Task goal
Write out again, word for word, the lines below from the line that holds "Generate a component" through the line that holds "items-center border-r border-b", omitting pictures.

================

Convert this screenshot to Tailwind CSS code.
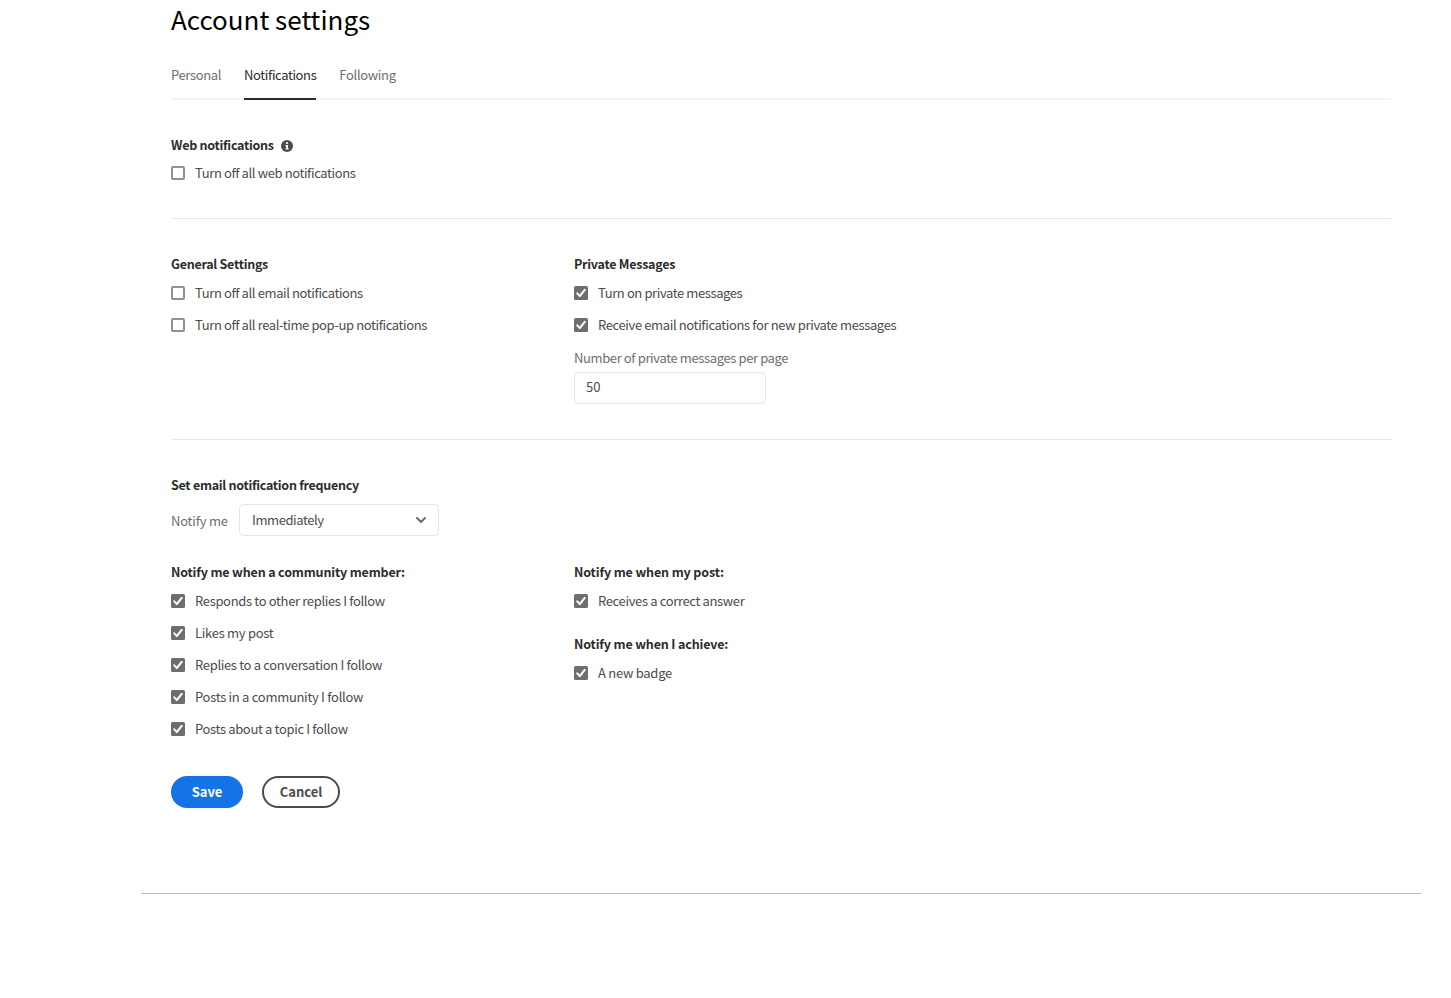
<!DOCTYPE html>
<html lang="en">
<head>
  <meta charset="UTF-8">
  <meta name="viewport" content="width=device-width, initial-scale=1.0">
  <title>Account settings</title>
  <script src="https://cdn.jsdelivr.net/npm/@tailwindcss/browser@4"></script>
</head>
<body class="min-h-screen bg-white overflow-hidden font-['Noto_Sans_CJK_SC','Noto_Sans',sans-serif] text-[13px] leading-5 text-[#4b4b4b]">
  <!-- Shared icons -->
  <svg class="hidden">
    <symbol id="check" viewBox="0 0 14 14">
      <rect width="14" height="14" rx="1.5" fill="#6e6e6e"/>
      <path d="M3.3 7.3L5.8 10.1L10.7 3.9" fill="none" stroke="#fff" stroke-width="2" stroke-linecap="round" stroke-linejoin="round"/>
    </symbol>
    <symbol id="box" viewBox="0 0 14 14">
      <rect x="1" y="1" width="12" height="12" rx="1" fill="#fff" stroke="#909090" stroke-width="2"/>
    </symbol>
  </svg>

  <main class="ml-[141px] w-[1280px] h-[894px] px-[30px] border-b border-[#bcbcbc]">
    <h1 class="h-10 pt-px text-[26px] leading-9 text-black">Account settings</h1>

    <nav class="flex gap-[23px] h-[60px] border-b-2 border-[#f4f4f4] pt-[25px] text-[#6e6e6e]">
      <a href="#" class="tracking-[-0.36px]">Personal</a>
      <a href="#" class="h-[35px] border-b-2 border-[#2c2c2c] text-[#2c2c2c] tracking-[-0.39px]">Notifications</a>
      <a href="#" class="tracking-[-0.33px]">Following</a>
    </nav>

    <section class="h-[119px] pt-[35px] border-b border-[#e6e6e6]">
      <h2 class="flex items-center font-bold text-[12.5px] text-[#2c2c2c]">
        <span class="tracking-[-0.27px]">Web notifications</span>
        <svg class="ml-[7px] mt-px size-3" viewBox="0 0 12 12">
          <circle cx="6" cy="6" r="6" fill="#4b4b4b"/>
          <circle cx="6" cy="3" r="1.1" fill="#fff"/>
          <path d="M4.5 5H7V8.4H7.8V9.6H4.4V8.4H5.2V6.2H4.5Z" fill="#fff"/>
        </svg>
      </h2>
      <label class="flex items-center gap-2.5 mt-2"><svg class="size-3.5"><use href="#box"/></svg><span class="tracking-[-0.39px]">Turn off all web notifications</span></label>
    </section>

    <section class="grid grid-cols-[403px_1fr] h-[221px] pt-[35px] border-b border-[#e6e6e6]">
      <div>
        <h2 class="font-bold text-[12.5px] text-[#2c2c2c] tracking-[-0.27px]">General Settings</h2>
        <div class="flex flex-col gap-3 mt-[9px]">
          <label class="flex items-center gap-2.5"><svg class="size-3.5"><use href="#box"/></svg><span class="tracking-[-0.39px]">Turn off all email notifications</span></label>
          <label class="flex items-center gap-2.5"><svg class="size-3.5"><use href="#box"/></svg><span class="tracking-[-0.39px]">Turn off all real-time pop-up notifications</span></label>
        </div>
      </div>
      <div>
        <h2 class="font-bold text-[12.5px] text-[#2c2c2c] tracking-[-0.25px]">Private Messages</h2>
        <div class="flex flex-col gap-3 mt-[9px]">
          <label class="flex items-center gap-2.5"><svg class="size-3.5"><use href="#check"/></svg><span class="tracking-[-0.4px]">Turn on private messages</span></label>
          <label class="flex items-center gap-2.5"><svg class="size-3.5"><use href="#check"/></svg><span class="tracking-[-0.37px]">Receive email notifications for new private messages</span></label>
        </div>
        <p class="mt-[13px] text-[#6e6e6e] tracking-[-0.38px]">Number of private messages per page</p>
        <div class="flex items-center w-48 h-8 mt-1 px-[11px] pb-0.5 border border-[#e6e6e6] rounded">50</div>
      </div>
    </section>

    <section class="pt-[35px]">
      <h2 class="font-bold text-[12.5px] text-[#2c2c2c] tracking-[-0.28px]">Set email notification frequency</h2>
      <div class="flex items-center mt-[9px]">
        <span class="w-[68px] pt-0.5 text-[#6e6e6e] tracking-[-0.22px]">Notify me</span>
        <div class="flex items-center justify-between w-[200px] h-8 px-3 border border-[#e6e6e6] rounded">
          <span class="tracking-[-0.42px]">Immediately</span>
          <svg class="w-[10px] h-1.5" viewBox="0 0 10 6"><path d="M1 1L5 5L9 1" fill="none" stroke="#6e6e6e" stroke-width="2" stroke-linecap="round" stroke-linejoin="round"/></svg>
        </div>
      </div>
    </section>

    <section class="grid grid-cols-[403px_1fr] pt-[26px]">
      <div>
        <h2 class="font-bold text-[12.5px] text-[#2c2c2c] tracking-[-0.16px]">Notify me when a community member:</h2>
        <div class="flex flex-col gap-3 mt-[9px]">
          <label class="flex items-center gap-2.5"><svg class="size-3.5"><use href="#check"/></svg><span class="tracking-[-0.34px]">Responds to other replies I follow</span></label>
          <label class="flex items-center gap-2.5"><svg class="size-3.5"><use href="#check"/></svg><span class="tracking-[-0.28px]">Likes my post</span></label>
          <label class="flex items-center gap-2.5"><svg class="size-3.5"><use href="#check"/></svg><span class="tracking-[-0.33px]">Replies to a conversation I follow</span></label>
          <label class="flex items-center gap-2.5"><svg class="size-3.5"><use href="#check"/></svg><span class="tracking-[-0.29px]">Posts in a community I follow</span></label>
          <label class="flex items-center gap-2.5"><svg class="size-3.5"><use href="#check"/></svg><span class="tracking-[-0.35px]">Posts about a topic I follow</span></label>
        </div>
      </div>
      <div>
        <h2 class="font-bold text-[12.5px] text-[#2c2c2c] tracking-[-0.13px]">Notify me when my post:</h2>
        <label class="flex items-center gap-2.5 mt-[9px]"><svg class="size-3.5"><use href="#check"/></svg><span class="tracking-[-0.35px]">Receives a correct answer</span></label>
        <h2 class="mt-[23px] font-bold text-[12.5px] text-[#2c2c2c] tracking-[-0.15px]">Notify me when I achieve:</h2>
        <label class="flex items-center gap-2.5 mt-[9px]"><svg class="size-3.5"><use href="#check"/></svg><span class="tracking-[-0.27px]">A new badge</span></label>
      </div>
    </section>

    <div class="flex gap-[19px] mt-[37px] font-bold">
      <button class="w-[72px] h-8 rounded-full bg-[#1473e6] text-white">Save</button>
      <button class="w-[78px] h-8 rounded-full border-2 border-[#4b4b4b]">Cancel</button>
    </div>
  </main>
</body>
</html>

================

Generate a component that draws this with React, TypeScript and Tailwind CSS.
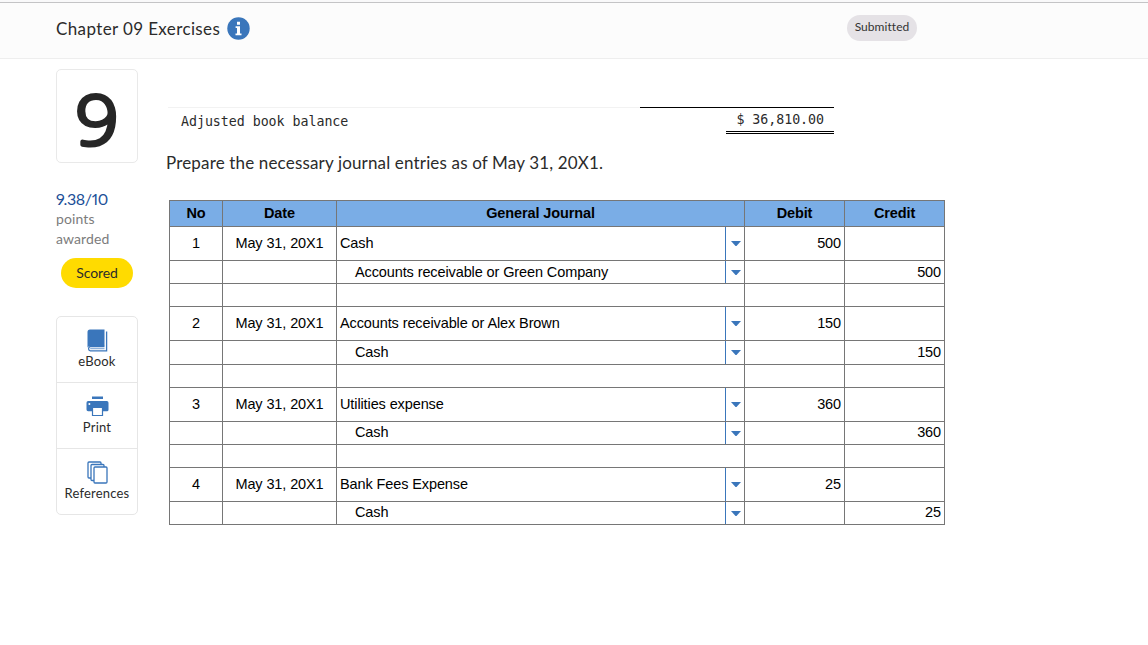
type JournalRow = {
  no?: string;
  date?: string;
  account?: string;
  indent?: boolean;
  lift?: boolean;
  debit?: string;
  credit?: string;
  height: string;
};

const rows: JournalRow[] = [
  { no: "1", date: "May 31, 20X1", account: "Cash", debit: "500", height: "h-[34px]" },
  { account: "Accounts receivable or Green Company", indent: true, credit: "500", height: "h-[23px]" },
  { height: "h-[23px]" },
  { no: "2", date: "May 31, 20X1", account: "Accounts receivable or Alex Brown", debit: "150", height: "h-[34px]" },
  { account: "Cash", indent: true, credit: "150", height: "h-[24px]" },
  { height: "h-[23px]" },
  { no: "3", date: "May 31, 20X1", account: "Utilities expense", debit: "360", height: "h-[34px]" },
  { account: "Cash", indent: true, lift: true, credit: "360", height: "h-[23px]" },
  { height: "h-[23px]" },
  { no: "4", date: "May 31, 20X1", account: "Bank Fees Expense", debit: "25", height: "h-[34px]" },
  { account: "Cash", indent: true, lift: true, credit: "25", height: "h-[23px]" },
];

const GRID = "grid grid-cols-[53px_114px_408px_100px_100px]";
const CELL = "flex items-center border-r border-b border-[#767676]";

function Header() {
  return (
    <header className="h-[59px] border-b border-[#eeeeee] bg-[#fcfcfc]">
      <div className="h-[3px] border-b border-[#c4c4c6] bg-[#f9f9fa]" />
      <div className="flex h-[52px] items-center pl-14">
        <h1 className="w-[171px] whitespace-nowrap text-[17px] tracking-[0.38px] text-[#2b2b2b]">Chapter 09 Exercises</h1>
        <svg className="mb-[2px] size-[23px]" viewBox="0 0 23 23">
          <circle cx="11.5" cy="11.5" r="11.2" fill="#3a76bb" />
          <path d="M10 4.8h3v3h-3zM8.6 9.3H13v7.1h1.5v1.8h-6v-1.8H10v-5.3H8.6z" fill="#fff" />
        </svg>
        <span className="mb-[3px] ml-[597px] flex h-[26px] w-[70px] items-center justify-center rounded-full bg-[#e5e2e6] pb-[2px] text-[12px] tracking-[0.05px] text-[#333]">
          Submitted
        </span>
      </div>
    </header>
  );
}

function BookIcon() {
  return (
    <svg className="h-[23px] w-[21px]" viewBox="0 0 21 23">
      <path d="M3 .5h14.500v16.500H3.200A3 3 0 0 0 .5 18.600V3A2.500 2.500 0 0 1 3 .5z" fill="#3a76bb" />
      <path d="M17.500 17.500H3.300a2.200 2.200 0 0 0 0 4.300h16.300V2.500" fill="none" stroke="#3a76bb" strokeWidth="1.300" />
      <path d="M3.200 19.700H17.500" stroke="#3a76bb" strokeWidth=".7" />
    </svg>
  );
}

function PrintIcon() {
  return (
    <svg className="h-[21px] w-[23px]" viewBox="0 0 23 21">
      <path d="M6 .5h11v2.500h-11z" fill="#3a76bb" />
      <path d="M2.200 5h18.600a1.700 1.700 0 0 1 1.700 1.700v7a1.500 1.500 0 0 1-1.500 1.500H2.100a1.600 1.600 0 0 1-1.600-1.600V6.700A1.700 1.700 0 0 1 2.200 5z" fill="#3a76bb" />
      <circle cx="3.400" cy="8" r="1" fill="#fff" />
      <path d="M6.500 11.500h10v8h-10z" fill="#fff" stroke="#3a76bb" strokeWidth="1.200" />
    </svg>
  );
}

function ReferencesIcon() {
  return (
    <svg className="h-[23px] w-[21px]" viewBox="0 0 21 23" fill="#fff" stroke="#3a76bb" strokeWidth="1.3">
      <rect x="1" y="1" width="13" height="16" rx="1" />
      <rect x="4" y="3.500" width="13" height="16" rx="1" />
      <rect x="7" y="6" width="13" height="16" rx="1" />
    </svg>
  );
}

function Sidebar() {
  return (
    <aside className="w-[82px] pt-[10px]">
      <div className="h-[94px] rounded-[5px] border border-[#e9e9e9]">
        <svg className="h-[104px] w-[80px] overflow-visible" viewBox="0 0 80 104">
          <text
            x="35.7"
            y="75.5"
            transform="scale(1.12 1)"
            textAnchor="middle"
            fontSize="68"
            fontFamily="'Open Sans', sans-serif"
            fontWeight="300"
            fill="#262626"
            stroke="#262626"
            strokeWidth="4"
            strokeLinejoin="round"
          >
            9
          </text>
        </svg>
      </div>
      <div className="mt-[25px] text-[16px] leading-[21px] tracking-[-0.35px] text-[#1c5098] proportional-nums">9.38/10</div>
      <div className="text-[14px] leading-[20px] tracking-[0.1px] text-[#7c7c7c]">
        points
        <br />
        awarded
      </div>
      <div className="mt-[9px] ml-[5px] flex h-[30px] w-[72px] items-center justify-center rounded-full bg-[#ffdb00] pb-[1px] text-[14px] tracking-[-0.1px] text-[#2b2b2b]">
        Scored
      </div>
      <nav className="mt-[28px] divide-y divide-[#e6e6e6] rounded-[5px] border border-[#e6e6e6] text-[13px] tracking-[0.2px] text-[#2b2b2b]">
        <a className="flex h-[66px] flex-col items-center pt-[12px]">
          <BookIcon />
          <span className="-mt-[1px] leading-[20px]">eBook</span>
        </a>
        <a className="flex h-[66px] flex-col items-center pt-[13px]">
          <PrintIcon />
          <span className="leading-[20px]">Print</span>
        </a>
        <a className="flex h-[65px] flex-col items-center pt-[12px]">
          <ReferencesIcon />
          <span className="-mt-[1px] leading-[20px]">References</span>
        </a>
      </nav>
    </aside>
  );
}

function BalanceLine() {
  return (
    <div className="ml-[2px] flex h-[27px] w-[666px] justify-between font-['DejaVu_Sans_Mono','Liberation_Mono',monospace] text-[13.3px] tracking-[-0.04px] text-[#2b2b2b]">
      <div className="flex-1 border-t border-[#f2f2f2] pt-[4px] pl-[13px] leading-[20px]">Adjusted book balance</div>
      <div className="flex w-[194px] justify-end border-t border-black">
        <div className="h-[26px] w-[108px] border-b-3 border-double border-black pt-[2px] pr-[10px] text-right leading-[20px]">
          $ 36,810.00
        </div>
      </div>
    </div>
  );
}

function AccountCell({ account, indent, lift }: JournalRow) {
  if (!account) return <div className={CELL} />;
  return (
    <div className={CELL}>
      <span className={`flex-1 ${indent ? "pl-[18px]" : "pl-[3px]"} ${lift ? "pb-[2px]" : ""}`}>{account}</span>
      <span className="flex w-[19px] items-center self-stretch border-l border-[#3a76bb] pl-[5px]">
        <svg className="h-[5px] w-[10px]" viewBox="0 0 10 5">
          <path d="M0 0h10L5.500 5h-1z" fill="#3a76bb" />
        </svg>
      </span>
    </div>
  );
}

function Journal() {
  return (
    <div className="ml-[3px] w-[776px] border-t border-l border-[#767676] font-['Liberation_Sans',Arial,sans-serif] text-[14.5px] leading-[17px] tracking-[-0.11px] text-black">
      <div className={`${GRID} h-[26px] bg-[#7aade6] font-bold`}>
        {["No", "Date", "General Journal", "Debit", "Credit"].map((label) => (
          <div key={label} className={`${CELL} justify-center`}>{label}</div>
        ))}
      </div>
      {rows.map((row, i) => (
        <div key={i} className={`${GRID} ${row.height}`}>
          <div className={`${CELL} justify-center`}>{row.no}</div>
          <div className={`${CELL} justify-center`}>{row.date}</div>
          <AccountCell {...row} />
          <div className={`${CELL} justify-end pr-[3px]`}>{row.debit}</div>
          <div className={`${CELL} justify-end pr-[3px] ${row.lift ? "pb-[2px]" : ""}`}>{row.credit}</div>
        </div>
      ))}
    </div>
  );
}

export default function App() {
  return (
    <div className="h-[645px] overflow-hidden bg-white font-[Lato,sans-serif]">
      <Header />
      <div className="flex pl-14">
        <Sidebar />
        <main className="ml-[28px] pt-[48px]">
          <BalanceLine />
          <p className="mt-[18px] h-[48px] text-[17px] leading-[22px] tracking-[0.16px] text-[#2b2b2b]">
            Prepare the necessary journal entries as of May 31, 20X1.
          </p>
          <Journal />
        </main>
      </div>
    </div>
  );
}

================

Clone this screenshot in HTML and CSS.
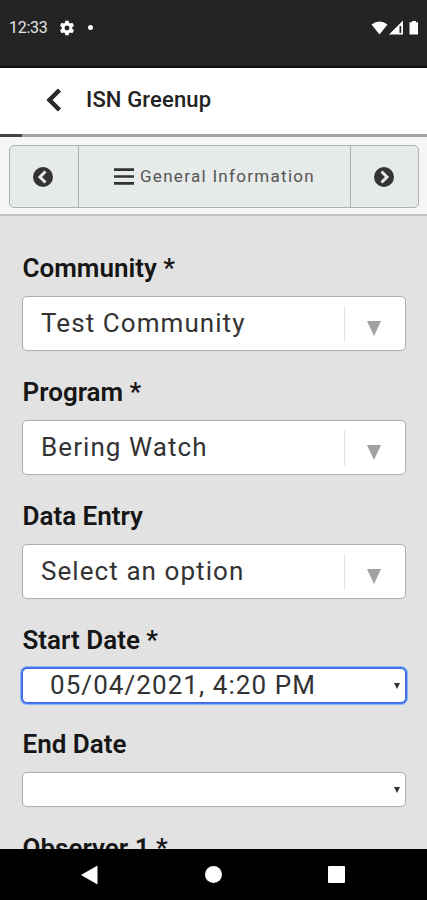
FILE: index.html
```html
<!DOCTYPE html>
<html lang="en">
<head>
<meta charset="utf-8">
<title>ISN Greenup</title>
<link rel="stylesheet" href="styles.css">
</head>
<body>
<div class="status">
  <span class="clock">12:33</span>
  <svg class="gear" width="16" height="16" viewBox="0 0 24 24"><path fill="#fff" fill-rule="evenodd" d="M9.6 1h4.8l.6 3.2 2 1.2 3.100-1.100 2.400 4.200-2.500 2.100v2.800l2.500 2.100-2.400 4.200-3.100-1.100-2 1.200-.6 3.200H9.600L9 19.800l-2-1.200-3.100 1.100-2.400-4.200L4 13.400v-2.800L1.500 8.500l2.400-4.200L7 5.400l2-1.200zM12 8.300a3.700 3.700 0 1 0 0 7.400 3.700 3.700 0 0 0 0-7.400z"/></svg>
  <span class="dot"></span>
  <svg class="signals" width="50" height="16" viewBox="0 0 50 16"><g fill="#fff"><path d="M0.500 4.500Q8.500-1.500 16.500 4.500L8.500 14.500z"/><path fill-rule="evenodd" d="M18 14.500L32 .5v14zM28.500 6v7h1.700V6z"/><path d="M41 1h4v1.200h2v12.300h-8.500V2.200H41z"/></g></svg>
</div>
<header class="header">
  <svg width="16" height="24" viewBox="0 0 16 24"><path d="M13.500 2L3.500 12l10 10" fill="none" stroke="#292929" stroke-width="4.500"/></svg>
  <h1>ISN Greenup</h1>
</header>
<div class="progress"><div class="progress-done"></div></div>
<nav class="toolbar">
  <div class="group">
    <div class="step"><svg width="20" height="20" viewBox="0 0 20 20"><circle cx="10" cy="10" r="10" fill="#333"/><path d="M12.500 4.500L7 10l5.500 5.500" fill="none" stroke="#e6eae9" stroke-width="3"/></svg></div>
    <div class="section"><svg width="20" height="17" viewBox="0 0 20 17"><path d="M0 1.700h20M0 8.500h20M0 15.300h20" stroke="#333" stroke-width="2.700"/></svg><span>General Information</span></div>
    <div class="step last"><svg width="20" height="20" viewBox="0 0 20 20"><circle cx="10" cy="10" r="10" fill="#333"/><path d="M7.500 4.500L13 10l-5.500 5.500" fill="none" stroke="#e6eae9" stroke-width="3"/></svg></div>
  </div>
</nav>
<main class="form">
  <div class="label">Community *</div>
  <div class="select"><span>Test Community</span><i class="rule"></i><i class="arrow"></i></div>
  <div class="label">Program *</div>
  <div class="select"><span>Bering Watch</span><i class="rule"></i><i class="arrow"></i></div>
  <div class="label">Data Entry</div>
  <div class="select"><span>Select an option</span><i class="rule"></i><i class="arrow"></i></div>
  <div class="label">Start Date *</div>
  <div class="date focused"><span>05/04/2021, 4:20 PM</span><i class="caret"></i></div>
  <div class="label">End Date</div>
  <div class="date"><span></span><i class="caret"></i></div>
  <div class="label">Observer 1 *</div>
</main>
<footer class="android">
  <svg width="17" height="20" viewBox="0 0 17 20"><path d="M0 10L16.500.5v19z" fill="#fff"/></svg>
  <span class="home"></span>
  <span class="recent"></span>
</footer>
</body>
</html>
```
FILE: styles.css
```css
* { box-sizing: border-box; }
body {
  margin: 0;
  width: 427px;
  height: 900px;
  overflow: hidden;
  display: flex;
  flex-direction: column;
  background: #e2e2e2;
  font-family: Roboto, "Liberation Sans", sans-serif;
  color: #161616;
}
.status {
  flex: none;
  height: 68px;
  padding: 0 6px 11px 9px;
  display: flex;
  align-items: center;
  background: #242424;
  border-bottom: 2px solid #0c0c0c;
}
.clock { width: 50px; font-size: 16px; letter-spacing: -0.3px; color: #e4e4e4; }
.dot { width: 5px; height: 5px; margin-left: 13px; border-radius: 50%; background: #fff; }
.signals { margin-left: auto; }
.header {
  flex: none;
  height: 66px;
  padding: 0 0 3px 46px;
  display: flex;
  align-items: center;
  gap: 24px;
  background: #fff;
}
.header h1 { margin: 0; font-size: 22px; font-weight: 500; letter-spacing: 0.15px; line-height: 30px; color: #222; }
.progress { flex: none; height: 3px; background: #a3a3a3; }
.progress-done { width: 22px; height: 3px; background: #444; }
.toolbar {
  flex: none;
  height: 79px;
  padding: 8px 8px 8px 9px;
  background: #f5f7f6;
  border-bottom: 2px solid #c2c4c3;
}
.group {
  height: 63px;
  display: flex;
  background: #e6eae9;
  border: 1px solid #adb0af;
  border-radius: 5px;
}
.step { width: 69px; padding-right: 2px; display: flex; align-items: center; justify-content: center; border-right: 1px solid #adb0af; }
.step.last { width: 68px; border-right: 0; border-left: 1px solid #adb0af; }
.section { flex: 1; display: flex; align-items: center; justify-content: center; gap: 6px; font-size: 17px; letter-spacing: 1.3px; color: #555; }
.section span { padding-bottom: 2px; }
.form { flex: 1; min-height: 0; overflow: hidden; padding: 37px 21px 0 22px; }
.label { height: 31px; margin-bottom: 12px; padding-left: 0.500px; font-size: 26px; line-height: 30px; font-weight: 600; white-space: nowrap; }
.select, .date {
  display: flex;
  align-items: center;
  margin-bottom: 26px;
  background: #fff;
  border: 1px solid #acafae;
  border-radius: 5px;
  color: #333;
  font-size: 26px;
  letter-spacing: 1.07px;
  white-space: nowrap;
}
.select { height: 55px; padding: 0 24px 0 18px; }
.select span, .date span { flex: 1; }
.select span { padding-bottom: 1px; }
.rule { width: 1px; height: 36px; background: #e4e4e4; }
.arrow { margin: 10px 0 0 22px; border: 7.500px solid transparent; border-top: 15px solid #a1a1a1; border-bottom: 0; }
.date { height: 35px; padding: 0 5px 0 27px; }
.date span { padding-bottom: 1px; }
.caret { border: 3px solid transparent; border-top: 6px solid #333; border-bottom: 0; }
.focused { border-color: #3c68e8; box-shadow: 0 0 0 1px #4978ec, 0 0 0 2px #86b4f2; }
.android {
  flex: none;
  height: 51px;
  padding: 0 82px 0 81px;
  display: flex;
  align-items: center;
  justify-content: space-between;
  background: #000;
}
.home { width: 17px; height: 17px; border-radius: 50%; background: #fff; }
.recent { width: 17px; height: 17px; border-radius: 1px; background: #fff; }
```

================

Written reply
Generate a component that draws this with React, TypeScript and Tailwind CSS.
type JournalRow = {
  no?: string;
  date?: string;
  account?: string;
  indent?: boolean;
  lift?: boolean;
  debit?: string;
  credit?: string;
  height: string;
};

const rows: JournalRow[] = [
  { no: "1", date: "May 31, 20X1", account: "Cash", debit: "500", height: "h-[34px]" },
  { account: "Accounts receivable or Green Company", indent: true, credit: "500", height: "h-[23px]" },
  { height: "h-[23px]" },
  { no: "2", date: "May 31, 20X1", account: "Accounts receivable or Alex Brown", debit: "150", height: "h-[34px]" },
  { account: "Cash", indent: true, credit: "150", height: "h-[24px]" },
  { height: "h-[23px]" },
  { no: "3", date: "May 31, 20X1", account: "Utilities expense", debit: "360", height: "h-[34px]" },
  { account: "Cash", indent: true, lift: true, credit: "360", height: "h-[23px]" },
  { height: "h-[23px]" },
  { no: "4", date: "May 31, 20X1", account: "Bank Fees Expense", debit: "25", height: "h-[34px]" },
  { account: "Cash", indent: true, lift: true, credit: "25", height: "h-[23px]" },
];

const GRID = "grid grid-cols-[53px_114px_408px_100px_100px]";
const CELL = "flex items-center border-r border-b border-[#767676]";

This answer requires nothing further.